---------- INFORMATION SUPPLIED

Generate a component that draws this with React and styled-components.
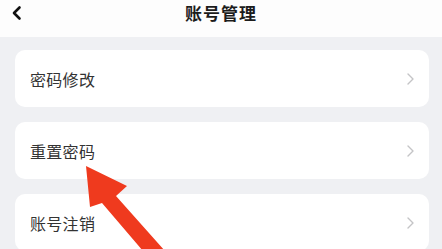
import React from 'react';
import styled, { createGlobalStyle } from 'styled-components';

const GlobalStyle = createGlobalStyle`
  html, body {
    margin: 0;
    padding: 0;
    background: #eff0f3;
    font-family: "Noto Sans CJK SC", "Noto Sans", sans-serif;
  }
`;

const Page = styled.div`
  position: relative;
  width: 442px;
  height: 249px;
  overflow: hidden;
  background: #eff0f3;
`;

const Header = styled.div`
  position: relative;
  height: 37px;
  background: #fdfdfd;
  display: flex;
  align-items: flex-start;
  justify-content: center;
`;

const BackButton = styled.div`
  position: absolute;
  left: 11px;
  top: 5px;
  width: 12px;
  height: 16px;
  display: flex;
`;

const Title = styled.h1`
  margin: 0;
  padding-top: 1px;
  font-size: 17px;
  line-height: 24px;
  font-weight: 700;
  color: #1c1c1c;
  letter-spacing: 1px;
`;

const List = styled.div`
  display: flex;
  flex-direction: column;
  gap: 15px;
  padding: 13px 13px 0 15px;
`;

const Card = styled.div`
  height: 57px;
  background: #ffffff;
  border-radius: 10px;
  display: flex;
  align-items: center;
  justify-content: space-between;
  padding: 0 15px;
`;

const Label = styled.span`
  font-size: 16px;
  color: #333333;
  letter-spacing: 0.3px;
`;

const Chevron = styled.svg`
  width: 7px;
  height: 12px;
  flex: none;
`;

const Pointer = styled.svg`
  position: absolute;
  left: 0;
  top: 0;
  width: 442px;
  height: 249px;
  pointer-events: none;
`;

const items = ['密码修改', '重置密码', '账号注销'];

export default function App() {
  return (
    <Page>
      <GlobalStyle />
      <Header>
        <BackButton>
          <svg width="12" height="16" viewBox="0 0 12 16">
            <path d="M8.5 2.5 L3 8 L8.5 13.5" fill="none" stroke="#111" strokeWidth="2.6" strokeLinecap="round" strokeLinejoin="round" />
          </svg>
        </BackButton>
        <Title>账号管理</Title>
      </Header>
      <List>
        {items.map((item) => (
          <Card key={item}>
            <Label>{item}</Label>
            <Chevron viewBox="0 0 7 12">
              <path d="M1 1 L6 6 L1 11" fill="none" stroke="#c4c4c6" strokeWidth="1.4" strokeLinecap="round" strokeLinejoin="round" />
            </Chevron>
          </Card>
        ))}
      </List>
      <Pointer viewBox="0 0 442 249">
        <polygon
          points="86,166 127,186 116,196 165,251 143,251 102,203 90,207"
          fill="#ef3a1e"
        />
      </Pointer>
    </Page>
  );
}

--------------------

▶ [TASK] Up to and including the line containing "const items = ['密码修改', '重置密码', '账号注销'];", repeat every line from the start of the data, but none of the pictures.

▶ [ANSWER TO THIS PROBLEM]
Generate a component that draws this with React and styled-components.
import React from 'react';
import styled, { createGlobalStyle } from 'styled-components';

const GlobalStyle = createGlobalStyle`
  html, body {
    margin: 0;
    padding: 0;
    background: #eff0f3;
    font-family: "Noto Sans CJK SC", "Noto Sans", sans-serif;
  }
`;

const Page = styled.div`
  position: relative;
  width: 442px;
  height: 249px;
  overflow: hidden;
  background: #eff0f3;
`;

const Header = styled.div`
  position: relative;
  height: 37px;
  background: #fdfdfd;
  display: flex;
  align-items: flex-start;
  justify-content: center;
`;

const BackButton = styled.div`
  position: absolute;
  left: 11px;
  top: 5px;
  width: 12px;
  height: 16px;
  display: flex;
`;

const Title = styled.h1`
  margin: 0;
  padding-top: 1px;
  font-size: 17px;
  line-height: 24px;
  font-weight: 700;
  color: #1c1c1c;
  letter-spacing: 1px;
`;

const List = styled.div`
  display: flex;
  flex-direction: column;
  gap: 15px;
  padding: 13px 13px 0 15px;
`;

const Card = styled.div`
  height: 57px;
  background: #ffffff;
  border-radius: 10px;
  display: flex;
  align-items: center;
  justify-content: space-between;
  padding: 0 15px;
`;

const Label = styled.span`
  font-size: 16px;
  color: #333333;
  letter-spacing: 0.3px;
`;

const Chevron = styled.svg`
  width: 7px;
  height: 12px;
  flex: none;
`;

const Pointer = styled.svg`
  position: absolute;
  left: 0;
  top: 0;
  width: 442px;
  height: 249px;
  pointer-events: none;
`;

const items = ['密码修改', '重置密码', '账号注销'];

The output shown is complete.